First Presbyterian Church -- Gothic Revival style -- 1892 (SW corner 3rd & Highland) In contrast, this church has a simple design – square tower with very steep pyramidal roof, steeply pitched, and gabled main roof, pointed head stained glass windows. Front portico and columns were added later. The original reed bell weighing 1,100 pounds still summons worshipers. The connected manse building facing Highland Avenue was built in 1897.
Turn right on Third Avenue to the next street, Mount Avenue.
29 Mount Avenue at Third – Victorian -- Methodist House -- 1882 On the Southwest corner, this Victorian house with double porches was the first building of the Methodist Church. When the congregation grew too large, the church moved to a new building converted this one into a home. Porch eaves and columns are joined by millwork “gingerbread” whose pattern differs on the two floors.

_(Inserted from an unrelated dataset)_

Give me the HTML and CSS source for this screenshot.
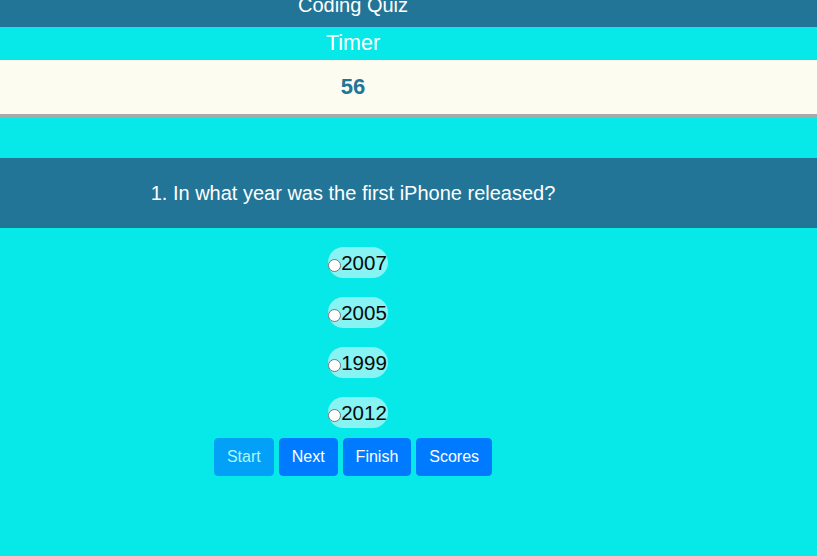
FILE: index.html
```html
<!DOCTYPE html>
<html>
<head>
<meta charset="utf-8">
<link rel="stylesheet" href="styles.css">
</head>
<body>
<header class="top">
  <div class="col"><h1 class="title">Coding Quiz</h1></div>
</header>
<section class="timer-band">
  <div class="col timer-label">Timer</div>
</section>
<section class="time-band">
  <div class="col time-value">56</div>
</section>
<section class="question-band">
  <div class="col question">1. In what year was the first iPhone released?</div>
</section>
<div class="col">
  <ul class="options">
    <li><label class="pill"><input type="radio" name="q" class="radio"><span>2007</span></label></li>
    <li><label class="pill"><input type="radio" name="q" class="radio"><span>2005</span></label></li>
    <li><label class="pill"><input type="radio" name="q" class="radio"><span>1999</span></label></li>
    <li><label class="pill"><input type="radio" name="q" class="radio"><span>2012</span></label></li>
  </ul>
  <div class="buttons">
    <button class="btn btn-disabled">Start</button>
    <button class="btn">Next</button>
    <button class="btn">Finish</button>
    <button class="btn">Scores</button>
  </div>
</div>
</body>
</html>
```
FILE: styles.css
```css
* { box-sizing: border-box; }
body {
  margin: 0;
  background: #07e8e8;
  font-family: "Liberation Sans", Arial, sans-serif;
}
.col {
  width: 706px;
  text-align: center;
}
.top {
  background: #227597;
  height: 27px;
  overflow: hidden;
}
.title {
  margin: -5px 0 0;
  font-size: 20px;
  line-height: 20px;
  font-weight: normal;
  color: #fff;
}
.timer-band {
  height: 33px;
}
.timer-label {
  color: #fff;
  font-size: 21.5px;
  line-height: 33px;
}
.time-band {
  background: #fcfcf0;
  height: 58px;
  border-bottom: 4px solid #a9a9a9;
}
.time-value {
  color: #227597;
  font-weight: bold;
  font-size: 22px;
  line-height: 54px;
}
.question-band {
  margin-top: 40px;
  background: #227597;
  height: 70px;
}
.question {
  color: #fff;
  font-size: 20px;
  line-height: 70px;
}
.options {
  list-style: none;
  margin: 19px 0 0;
  padding: 0;
  display: flex;
  flex-direction: column;
  align-items: center;
  gap: 19px;
}
.pill {
  display: flex;
  align-items: center;
  height: 31px;
  margin-left: 10px;
  padding-right: 1px;
  border-radius: 16px;
  background: #88f3f3;
  font-size: 20.5px;
  color: #0a0a0a;
}
.radio {
  appearance: none;
  -webkit-appearance: none;
  width: 13px;
  height: 13px;
  margin: 5px 0 0 0;
  border: 1px solid #767676;
  border-radius: 50%;
  background: #fff;
}
.buttons {
  margin-top: 10px;
  display: flex;
  justify-content: center;
  gap: 5px;
}
.btn {
  font-family: "Liberation Sans", Arial, sans-serif;
  font-size: 16px;
  line-height: 24px;
  padding: 6px 12px;
  border: 1px solid #007bff;
  border-radius: 4px;
  background: #007bff;
  color: #fff;
}
.btn-disabled {
  opacity: 0.65;
}
```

Turn left down Mount Avenue to the next corner.
Mount and Second Avenues -- Old Red Homestead -- 1834 The oldest section of this house (on the northeast corner) was built in 1834, but a block away – opposite the Atlantic Cinema on First Avenue. There, as from 1867, it was the farmhouse of Thomas Henry Leonard, who in 1887 founded Atlantic Highlands and was its first Mayor. His son Thomas gave it to his daughter Clara when she married in 1893. Around 1900 it was moved to its present site (part was later moved to Second Avenue). The main house remained in the Leonard family until 1954. Then it housed the American Legion Post 141 until 1987 when a private owner restored it as a single-family home.

"An 1893 Queen Anne style house with round tower and conical roof, on Washington Avenue."